International Lease Finance Corp. said its purchase of 50 Embraer SA regional jets, its first deal for planes that small since the 1990s, was driven by the shift of Boeing Co. and Airbus SAS toward bigger aircraft.
The world’s second-largest airplane lessor expects to place the E2 variants, worth $2.85 billion at published prices, with short-haul operators primarily in Asia and Europe, ILFC Chief Executive Officer Henri Courpron said in a telephone interview.
“We see that Airbus and Boeing are vacating this 90 to 120 seat category, and that gives an opportunity for Embraer to be successful,” said Courpron, a former Airbus executive who took the top job at ILFC in 2010.
ILFC agreed to buy the jets at last month’s Paris Air Show as parent American International Group Inc. works to complete the delayed sale of the leasing company to a Chinese group for $4.2 billion. Los Angeles-based ILFC ordered 25 each of Embraer’s E190-E2 and E195-E2 jets, which typically have about 100 to 132 seats, and options for an additional 25 of both.
Airbus and Boeing have shifted their focus to bigger versions of their A320 and 737 families of narrow-body jets as they’ve redesigned the planes with more fuel-efficient engines, with as many as 220 seats in the higher-density configurations. Neither manufacturer offered the smaller versions -- the A318 and Boeing’s 737-600 -- with the new engine option. Chicago-based Boeing stopped producing the 100-seat 717 model in 2006.
ILFC hasn’t determined exactly how many seats its E2 jets will have because that’s up to the future customers who will lease the planes, and no orders have been placed yet, Courpron said. Deliveries will begin in 2018, and Courpron said he envisions most going to Asia and Europe.
“We could put a third in Europe or thereabouts, put some in Asia, probably more than half because of the way Asia is growing now, and sprinkle the rest in South America,” Courpron said. “And once you do that with the first 50, we will gladly exercise our options, order 50 more, and keep spreading the joy.”
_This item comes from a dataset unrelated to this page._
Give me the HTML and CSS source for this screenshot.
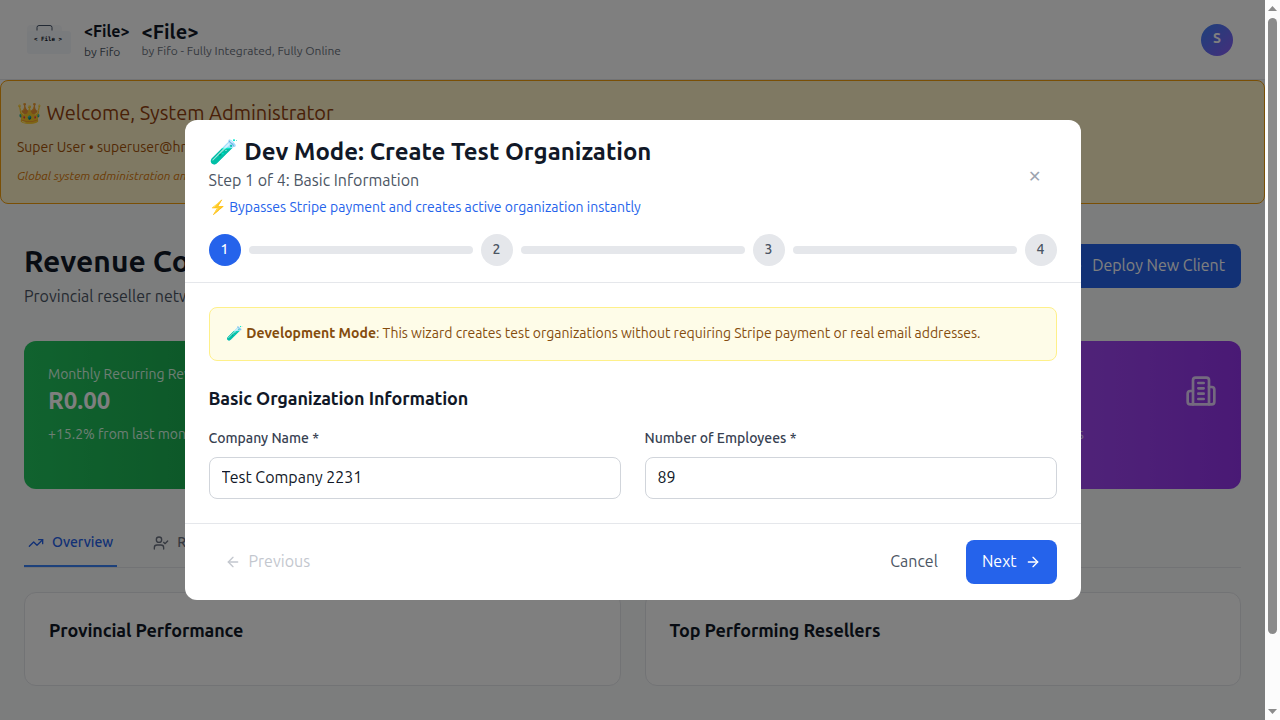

ILFC may have closer ties to Asia after its sale to a Chinese consortium led by New China Trust Co. Chairman Weng Xianding. Courpron reaffirmed the July 31 targeted date for the deal to close.
AIG in June granted a second extension to the buyers, giving them until the end of the month to complete the purchase, and has plans to sell shares in ILFC to the public should the accord with the Chinese fall through.
ILFC, which completed its first lease transaction 40 years ago, hasn’t owned jets this small in its 1,000-aircraft fleet since the 1990s when it sold the last of its Fokker aircraft.
ILFC began talking with Sao Jose dos Campos, Brazil-based Embraer three years ago and was attracted to the promised fuel savings of the E2 jets, Courpron said. The aircraft will be powered by United Technologies Corp.’s Pratt & Whitney geared turbofan engines instead of General Electric Co. engines on current models, a decision influenced by ILFC, Paulo Cesar de Souza e Silva, head of Embraer’s commercial unit, said in the interview.
Tapping into ILFC’s global network “is an opportunity to enlarge our customer base,” Silva said. “To have a market leader in our program is a huge endorsement.”
The E195-E2 has a fuel savings of 23 percent, while the E190-E2 has 16 percent, Silva said.
“The success of the e-jet over the last 10 years has for us made a difference,” Courpron said. “It has to be a liquid asset. Leasing it once, twice, three times over its life is what makes it relevant.”
The deal puts Embraer in nations such as Russia, where its E-jets are certified, though none is in the air yet, Silva said. It’s also where Embraer will face new competition from Sukhoi Co., which has a new regional jet. The Brazilian company will also soon face competitors with regional jets being developed in Japan and China.
“We believe we are very well placed to face the competition,” Silva said.
ILFC was able to take an active role in choosing elements of the new jets, including increasing the size of the biggest E195-E2 to add three more rows of seats, and redesigning wings and engines, Silva said.